#### Required work
Show all lines that include the string "React"; copy each one.
'''
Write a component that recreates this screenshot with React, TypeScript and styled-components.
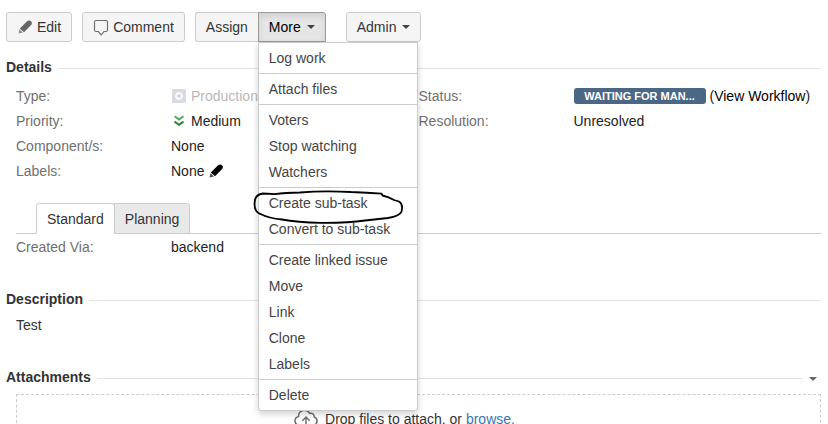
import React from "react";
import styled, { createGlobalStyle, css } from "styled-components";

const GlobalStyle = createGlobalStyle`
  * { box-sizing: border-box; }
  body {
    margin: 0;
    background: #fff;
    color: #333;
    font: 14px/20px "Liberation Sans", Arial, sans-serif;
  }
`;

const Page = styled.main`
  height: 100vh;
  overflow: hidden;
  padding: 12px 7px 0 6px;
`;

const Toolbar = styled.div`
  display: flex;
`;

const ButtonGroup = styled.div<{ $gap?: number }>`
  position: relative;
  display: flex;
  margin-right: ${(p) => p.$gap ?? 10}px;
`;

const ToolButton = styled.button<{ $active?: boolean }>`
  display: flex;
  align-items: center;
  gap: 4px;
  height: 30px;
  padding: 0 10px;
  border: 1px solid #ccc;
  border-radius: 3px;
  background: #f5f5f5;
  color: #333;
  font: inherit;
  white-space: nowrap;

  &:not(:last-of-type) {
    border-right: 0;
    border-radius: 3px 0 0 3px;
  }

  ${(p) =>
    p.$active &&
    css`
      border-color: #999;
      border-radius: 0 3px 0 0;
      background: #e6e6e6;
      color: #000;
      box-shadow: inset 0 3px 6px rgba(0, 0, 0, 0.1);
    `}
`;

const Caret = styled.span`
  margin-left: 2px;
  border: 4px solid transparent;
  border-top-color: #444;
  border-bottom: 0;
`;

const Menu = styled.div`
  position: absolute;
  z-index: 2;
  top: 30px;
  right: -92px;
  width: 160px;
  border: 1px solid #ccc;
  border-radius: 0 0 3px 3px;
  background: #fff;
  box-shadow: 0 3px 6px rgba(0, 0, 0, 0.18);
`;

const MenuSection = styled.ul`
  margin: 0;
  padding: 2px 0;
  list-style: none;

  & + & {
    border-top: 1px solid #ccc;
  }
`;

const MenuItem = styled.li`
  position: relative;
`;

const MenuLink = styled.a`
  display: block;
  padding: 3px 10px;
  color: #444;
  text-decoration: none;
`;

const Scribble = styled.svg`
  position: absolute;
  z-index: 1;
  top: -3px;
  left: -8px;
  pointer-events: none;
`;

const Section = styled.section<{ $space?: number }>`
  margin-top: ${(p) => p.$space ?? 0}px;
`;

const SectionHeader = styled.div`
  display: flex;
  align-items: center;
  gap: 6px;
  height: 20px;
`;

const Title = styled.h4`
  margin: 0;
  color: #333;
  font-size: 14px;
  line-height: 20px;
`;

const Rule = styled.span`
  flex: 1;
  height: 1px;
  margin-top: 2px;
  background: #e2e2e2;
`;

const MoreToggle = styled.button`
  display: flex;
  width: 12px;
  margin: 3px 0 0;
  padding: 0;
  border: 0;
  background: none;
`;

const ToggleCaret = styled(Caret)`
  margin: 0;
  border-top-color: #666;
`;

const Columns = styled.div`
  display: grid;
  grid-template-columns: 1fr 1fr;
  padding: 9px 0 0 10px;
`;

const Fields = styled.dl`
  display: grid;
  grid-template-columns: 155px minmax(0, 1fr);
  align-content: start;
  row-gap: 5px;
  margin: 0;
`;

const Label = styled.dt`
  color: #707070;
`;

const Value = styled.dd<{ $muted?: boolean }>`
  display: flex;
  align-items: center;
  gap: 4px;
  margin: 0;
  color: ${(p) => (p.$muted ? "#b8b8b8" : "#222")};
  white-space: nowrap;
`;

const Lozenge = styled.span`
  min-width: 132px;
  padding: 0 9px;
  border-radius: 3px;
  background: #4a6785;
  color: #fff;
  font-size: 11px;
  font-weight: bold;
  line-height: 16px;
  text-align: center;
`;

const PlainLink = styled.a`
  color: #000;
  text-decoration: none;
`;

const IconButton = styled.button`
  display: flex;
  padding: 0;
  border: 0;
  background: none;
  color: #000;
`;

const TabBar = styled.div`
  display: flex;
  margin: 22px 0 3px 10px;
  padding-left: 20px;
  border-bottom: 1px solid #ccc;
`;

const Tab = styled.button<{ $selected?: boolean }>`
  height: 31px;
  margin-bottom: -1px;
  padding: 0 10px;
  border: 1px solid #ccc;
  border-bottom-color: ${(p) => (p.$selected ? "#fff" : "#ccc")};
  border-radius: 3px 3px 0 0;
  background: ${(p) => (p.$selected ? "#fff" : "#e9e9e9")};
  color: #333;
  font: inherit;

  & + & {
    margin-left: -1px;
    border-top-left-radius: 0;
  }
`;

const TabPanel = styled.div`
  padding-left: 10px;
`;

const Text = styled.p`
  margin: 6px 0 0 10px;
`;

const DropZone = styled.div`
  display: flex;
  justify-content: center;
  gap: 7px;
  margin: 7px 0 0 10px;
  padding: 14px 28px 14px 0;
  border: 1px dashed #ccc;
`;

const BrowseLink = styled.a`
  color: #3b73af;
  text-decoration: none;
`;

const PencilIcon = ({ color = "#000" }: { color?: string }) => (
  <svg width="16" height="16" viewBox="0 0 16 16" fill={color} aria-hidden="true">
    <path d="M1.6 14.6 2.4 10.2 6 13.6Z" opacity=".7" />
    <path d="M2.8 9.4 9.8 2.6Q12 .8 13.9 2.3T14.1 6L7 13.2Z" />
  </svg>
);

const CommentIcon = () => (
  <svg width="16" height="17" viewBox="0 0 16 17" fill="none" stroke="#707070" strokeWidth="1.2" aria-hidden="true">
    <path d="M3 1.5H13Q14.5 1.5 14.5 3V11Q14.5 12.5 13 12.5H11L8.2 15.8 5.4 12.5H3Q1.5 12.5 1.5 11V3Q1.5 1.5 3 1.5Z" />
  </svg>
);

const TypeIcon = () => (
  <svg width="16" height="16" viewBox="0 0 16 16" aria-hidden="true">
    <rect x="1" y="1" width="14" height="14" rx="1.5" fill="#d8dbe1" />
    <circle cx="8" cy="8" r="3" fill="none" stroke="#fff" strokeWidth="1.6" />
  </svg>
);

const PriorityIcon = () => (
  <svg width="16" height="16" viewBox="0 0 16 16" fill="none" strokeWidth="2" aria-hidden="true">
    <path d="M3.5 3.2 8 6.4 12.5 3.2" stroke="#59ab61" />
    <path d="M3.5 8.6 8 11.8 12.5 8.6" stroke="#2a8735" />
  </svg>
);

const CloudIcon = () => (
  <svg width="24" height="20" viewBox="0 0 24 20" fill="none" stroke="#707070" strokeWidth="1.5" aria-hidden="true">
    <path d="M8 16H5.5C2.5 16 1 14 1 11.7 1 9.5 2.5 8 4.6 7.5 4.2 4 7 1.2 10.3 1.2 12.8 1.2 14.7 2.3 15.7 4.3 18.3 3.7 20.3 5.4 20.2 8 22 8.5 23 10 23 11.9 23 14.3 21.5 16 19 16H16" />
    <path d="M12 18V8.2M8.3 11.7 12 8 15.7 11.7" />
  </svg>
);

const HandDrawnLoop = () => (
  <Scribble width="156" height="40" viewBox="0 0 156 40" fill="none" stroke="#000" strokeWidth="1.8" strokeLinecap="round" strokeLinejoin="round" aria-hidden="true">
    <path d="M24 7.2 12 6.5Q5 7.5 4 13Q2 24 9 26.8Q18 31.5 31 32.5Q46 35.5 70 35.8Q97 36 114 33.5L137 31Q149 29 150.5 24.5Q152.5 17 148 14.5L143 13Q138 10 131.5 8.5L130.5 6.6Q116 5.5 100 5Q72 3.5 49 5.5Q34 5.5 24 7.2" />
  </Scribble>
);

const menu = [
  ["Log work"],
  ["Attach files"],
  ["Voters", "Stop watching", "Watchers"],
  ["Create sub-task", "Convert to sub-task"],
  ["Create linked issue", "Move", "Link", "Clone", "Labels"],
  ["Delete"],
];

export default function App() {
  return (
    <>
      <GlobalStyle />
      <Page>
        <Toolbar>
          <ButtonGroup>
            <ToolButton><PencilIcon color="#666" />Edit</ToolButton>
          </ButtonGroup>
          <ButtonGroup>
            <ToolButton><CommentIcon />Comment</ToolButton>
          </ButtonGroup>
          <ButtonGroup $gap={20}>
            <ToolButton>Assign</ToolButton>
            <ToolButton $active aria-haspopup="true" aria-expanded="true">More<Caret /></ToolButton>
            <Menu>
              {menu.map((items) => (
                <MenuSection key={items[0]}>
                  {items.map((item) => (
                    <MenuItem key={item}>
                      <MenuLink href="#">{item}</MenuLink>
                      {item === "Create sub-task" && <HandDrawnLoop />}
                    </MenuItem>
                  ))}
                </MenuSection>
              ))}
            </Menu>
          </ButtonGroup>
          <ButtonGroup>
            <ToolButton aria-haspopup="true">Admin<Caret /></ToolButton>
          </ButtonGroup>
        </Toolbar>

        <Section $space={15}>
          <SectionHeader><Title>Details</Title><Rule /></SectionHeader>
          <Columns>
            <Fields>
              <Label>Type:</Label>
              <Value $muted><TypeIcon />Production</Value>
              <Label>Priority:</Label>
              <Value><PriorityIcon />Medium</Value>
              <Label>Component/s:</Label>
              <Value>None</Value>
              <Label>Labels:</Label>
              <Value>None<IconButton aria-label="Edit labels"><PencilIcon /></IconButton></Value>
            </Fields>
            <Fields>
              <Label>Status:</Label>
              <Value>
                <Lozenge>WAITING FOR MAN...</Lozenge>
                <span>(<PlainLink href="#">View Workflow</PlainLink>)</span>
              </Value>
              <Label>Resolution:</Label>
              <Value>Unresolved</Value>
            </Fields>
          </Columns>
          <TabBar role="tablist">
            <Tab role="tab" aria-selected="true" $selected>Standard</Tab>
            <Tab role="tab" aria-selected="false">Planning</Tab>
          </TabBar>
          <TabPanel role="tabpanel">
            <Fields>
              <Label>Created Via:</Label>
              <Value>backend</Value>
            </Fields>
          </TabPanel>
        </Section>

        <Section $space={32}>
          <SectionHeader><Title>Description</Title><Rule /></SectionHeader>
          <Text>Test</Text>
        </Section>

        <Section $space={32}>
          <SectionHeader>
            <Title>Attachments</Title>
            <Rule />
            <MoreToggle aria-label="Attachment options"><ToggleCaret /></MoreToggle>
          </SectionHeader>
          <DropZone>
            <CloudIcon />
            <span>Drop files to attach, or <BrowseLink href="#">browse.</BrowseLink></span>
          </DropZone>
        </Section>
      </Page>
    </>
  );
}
'''
#### Solution to this problem
Write a component that recreates this screenshot with React, TypeScript and styled-components.
import React from "react";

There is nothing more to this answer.